Recently I was reviewing a PR opened by a colleague of mine and noticed a function like the following:

+ (BOOL)validateNumber:(NSString *)number {
    NSCharacterSet *invertedDecimalDigitCharacterSet =
        [[NSCharacterSet decimalDigitCharacterSet] invertedSet];
    NSRange range = [number rangeOfCharacterFromSet:invertedDecimalDigitCharacterSet];
    // Ensure that the given string is digits only
    return range.location == NSNotFound

On a hunch, I checked the docs for decimalDigitCharacterSet:

A character set containing the characters in the category of Decimal Numbers. … Informally, this set is the set of all characters used to represent the decimal values 0 through 9. These characters include, for example, the decimal digits of the Indic scripts and Arabic.

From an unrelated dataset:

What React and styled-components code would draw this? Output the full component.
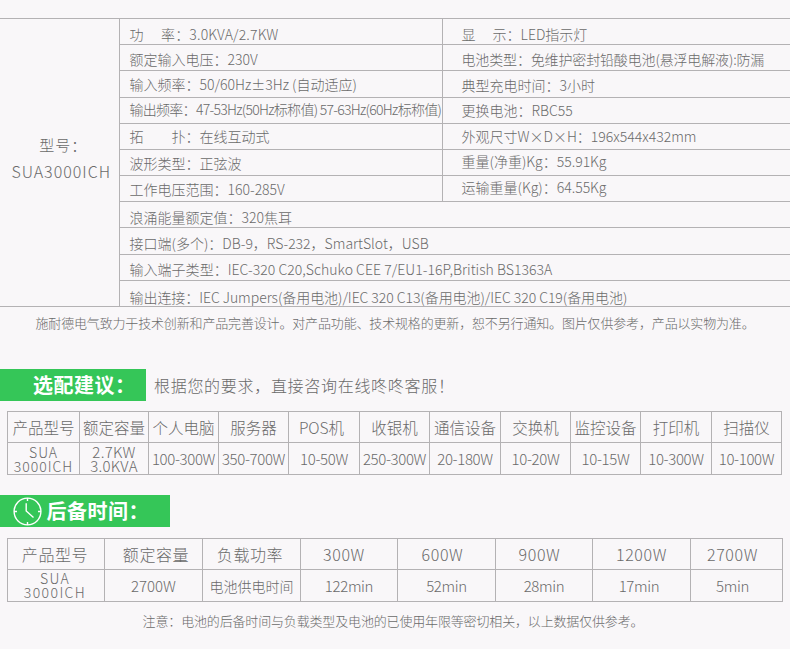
import styled, { createGlobalStyle } from "styled-components";

const GlobalStyle = createGlobalStyle`
  html, body {
    margin: 0;
    padding: 0;
    background: #f9f7f9;
  }
  body {
    font-family: "Noto Sans CJK SC", "Noto Sans", sans-serif;
    font-weight: 300;
    color: #6a6a6a;
  }
`;

const Page = styled.div`
  width: 790px;
  height: 649px;
  overflow: hidden;
  padding-top: 18px;
  box-sizing: border-box;
`;

const LINE = "#b4b2b4";

const SpecTable = styled.table`
  width: 790px;
  table-layout: fixed;
  border-collapse: collapse;
  font-size: 14px;
`;

const SpecRow = styled.tr`
  height: ${(p) => p.$h || 26}px;
`;

const ModelCell = styled.td`
  border-top: 1px solid ${LINE};
  border-bottom: 1px solid ${LINE};
  border-right: 1px solid ${LINE};
  text-align: center;
  padding: 0 0 10px 4px;
  font-size: 16px;
  letter-spacing: 1px;
  line-height: 26px;
`;

const ModelLabel = styled.span`
  display: block;
  font-size: 15px;
  padding-left: 4px;
`;

const SpecCell = styled.td`
  border: 1px solid ${LINE};
  border-right: none;
  vertical-align: top;
  padding: ${(p) => p.$pt}px 0 0 ${(p) => p.$pl || 10}px;
  line-height: 16px;
  white-space: nowrap;
  overflow: hidden;
  letter-spacing: ${(p) => p.$ls || 0}px;
`;

const Note = styled.p`
  margin: 0;
  text-align: center;
  font-size: 13px;
  letter-spacing: -0.16px;
  line-height: 18px;
  white-space: nowrap;
  padding: ${(p) => p.$top}px ${(p) => p.$pr || 0}px 0 0;
`;

const HintRow = styled.div`
  display: flex;
  align-items: center;
  gap: 8px;
  margin-top: 37px;
  font-size: 16px;
  letter-spacing: 0.7px;
`;

const Banner = styled.div`
  width: ${(p) => p.$w}px;
  height: 32px;
  box-sizing: border-box;
  padding-left: ${(p) => p.$pad}px;
  display: flex;
  align-items: center;
  gap: 5px;
  background: #35c658;
  color: #fff;
  font-size: 20px;
  font-weight: 700;
  letter-spacing: 0.5px;
  line-height: 32px;
  white-space: nowrap;
`;

const SecondBanner = styled(Banner)`
  margin-top: 20px;
`;

const GridTable = styled.table`
  width: 775px;
  margin: ${(p) => p.$mt}px 0 0 7px;
  table-layout: fixed;
  border-collapse: collapse;
`;

const Col = styled.col`
  width: ${(p) => p.$w}px;
`;

const GridRow = styled.tr`
  height: ${(p) => p.$h}px;
`;

const Cell = styled.td`
  border: 1px solid ${LINE};
  padding: 0 ${(p) => p.$pr || 0}px ${(p) => p.$pb || 0}px ${(p) => p.$pl || 0}px;
  text-align: center;
  white-space: nowrap;
  font-size: ${(p) => p.$size || 15}px;
  letter-spacing: ${(p) => p.$ls ?? -0.35}px;
  line-height: ${(p) => p.$lh || 20}px;
`;

// [row height, left text, left top pad, right text, right top pad, left spacing, right spacing]
const specRows = [
  [26, "功　 率：3.0KVA/2.7KW", 7, "显　 示：LED指示灯", 7, 0.15],
  [26, "额定输入电压：230V", 6, "电池类型：免维护密封铅酸电池(悬浮电解液):防漏", 6, 0, -0.15],
  [27, "输入频率：50/60Hz±3Hz (自动适应)", 5, "典型充电时间：3小时", 6],
  [26, "输出频率：47-53Hz(50Hz标称值) 57-63Hz(60Hz标称值)", 3, "更换电池：RBC55", 4, -0.72],
  [26, "拓　　扑：在线互动式", 4, "外观尺寸W×D×H：196x544x432mm", 4],
  [26, "波形类型：正弦波", 5, "重量(净重)Kg：55.91Kg", 3],
  [26, "工作电压范围：160-285V", 5, "运输重量(Kg)：64.55Kg", 3],
];

const wideRows = [
  [26, "浪涌能量额定值：320焦耳", 7],
  [27, "接口端(多个)：DB-9，RS-232，SmartSlot，USB", 7],
  [26, "输入端子类型：IEC-320 C20,Schuko CEE 7/EU1-16P,British BS1363A", 6, 0.03],
  [26, "输出连接：IEC Jumpers(备用电池)/IEC 320 C13(备用电池)/IEC 320 C19(备用电池)", 8, -0.05],
];

const loadWidths = [72, 69, 70, 70, 71, 70, 71, 70, 70, 71, 70];
const loadHead = [
  ["产品型号", 0],
  ["额定容量", 0],
  ["个人电脑", 0],
  ["服务器", 0],
  ["POS机", 5],
  ["收银机", 0],
  ["通信设备", 0],
  ["交换机", 0],
  ["监控设备", 0],
  ["打印机", 0],
  ["扫描仪", 0],
];
const loadRow = ["100-300W", "350-700W", "10-50W", "250-300W", "20-180W", "10-20W", "10-15W", "10-300W", "10-100W"];

const timeWidths = [97, 98, 98, 97, 98, 97, 98, 92];
const timeHead = [
  ["产品型号", 2, 0],
  ["额定容量", 0, 5],
  ["负载功率", 3, 0],
  ["300W", 10, 0],
  ["600W", 8, 0],
  ["900W", 9, 0],
  ["1200W", 0, 0],
  ["2700W", 8, 0],
];
const timeRow = [
  ["122min", 0],
  ["52min", 0],
  ["28min", 0],
  ["17min", 5],
  ["5min", 8],
];

function ClockIcon() {
  return (
    <svg width="29" height="29" viewBox="0 0 29 29" fill="none" stroke="#fff" strokeWidth="1.4">
      <circle cx="14.5" cy="14.5" r="13.4" />
      <path d="M14.5 1v3M14.5 25v3M1 14.5h3M25 14.5h3" />
      <path d="M13.2 6.2V14l7.3 6.5" />
    </svg>
  );
}

export default function App() {
  return (
    <Page>
      <GlobalStyle />
      <SpecTable>
        <colgroup>
          <Col $w={119} />
          <Col $w={323} />
          <Col $w={348} />
        </colgroup>
        <tbody>
          {specRows.map(([h, left, leftPt, right, rightPt, ls, rightLs], i) => (
            <SpecRow key={left} $h={h}>
              {i === 0 && (
                <ModelCell rowSpan={11}>
                  <ModelLabel>型号：</ModelLabel>
                  SUA3000ICH
                </ModelCell>
              )}
              <SpecCell $pt={leftPt} $ls={ls}>{left}</SpecCell>
              <SpecCell $pt={rightPt} $pl={19} $ls={rightLs}>{right}</SpecCell>
            </SpecRow>
          ))}
          {wideRows.map(([h, text, pt, ls]) => (
            <SpecRow key={text} $h={h}>
              <SpecCell colSpan={2} $pt={pt} $ls={ls}>{text}</SpecCell>
            </SpecRow>
          ))}
        </tbody>
      </SpecTable>

      <Note $top={7}>
        施耐德电气致力于技术创新和产品完善设计。对产品功能、技术规格的更新，恕不另行通知。图片仅供参考，产品以实物为准。
      </Note>

      <HintRow>
        <Banner $w={146} $pad={33}>选配建议：</Banner>
        根据您的要求，直接咨询在线咚咚客服！
      </HintRow>

      <GridTable $mt={10}>
        <colgroup>
          {loadWidths.map((w, i) => (
            <Col key={i} $w={w} />
          ))}
        </colgroup>
        <tbody>
          <GridRow $h={31}>
            {loadHead.map(([t, pr]) => (
              <Cell key={t} $size={15.5} $ls={0} $pr={pr}>{t}</Cell>
            ))}
          </GridRow>
          <GridRow $h={32}>
            <Cell $lh={14} $ls={1} $size={14}>SUA<br />3000ICH</Cell>
            <Cell $lh={14} $ls={0.3}>2.7KW<br />3.0KVA</Cell>
            {loadRow.map((t, i) => (
              <Cell key={i}>{t}</Cell>
            ))}
          </GridRow>
        </tbody>
      </GridTable>

      <SecondBanner $w={170} $pad={12.5}>
        <ClockIcon />
        后备时间：
      </SecondBanner>

      <GridTable $mt={11}>
        <colgroup>
          {timeWidths.map((w, i) => (
            <Col key={i} $w={w} />
          ))}
        </colgroup>
        <tbody>
          <GridRow $h={31}>
            {timeHead.map(([t, pr, pl]) => (
              <Cell key={t} $size={16} $ls={0.6} $pr={pr} $pl={pl}>{t}</Cell>
            ))}
          </GridRow>
          <GridRow $h={32}>
            <Cell $lh={14} $ls={1.4} $size={14} $pb={2} $pr={2}>SUA<br />3000ICH</Cell>
            <Cell $ls={0}>2700W</Cell>
            <Cell $size={14} $ls={0}>电池供电时间</Cell>
            {timeRow.map(([t, pr]) => (
              <Cell key={t} $pr={pr}>{t}</Cell>
            ))}
          </GridRow>
        </tbody>
      </GridTable>

      <Note $top={10} $pr={4}>
        注意：电池的后备时间与负载类型及电池的已使用年限等密切相关，以上数据仅供参考。
      </Note>
    </Page>
  );
}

That’s definitely going to be trouble. validateNumber is supposed to return YES only when the input string is made up of the decimal digits 0 through 9, but decimalDigitCharacterSet includes every character in the Unicode category Nd, also known as Decimal_Number (see the full list of categories here). Let’s try a few:

let s = CharacterSet.decimalDigits

// U+0031 DIGIT ONE
s.contains("1")  // true as expected

s.contains("𝟙")  // true!

s.contains("१")  // true!

s.contains("᠑")  // true!

Note that for convenience I’m using Swift’s CharacterSet, which is bridged to NSCharacterSet, so observations about it apply equally to its Objective-C counterpart.

Clearly this isn’t doing what my colleague intended. Just how many of these Nd characters are there? It seems like we ought to be able to simply ask the CharacterSet how many elements it has with count, but it doesn’t conform to Collection, nor does NSCharacterSet support any simple means of obtaining the number of characters represented, so we’ll just have to do it the hard way:

import Foundation

func sizeOf(set: CharacterSet) -> Int {
    return (0...Int(0x10FFFF))
        .compactMap { Unicode.Scalar($0) }
        .filter { set.contains($0) }

let s = CharacterSet.decimalDigits
print(sizeOf(set: s))  // 610

sizeOf(set:) enumerates every code point from zero to the maximum valid value, 0x10FFFF, and checks whether each value is in the set. compactMap lets us ignore cases where Unicode.Scalar returns nil, as it does in the range 0xD800 to 0xDFFF, because these are invalid code points reserved for use as surrogates in UTF-16 (incidentally, UTF-16 is also the reason that 0x10FFFF is the maximum valid code point).

According to this function, then, there are not just ten decimal number characters, as you might expect, but six hundred and ten! To fix the bug, we’ll just have to be more explicit:

+ (BOOL)validateAccountNumber:(NSString *)number {
    NSCharacterSet *invertedArabicDecimalDigitCharacterSet =
        [[NSCharacterSet characterSetWithCharactersInString:@"0123456789"] invertedSet];
    NSRange range = [number rangeOfCharacterFromSet:invertedArabicDecimalDigitCharacterSet];
    // Ensure that the given string is digits only
    return range.location == NSNotFound

Amusingly, the accepted answer for this question on Stack Overflow also gets this wrong. I can hardly blame them!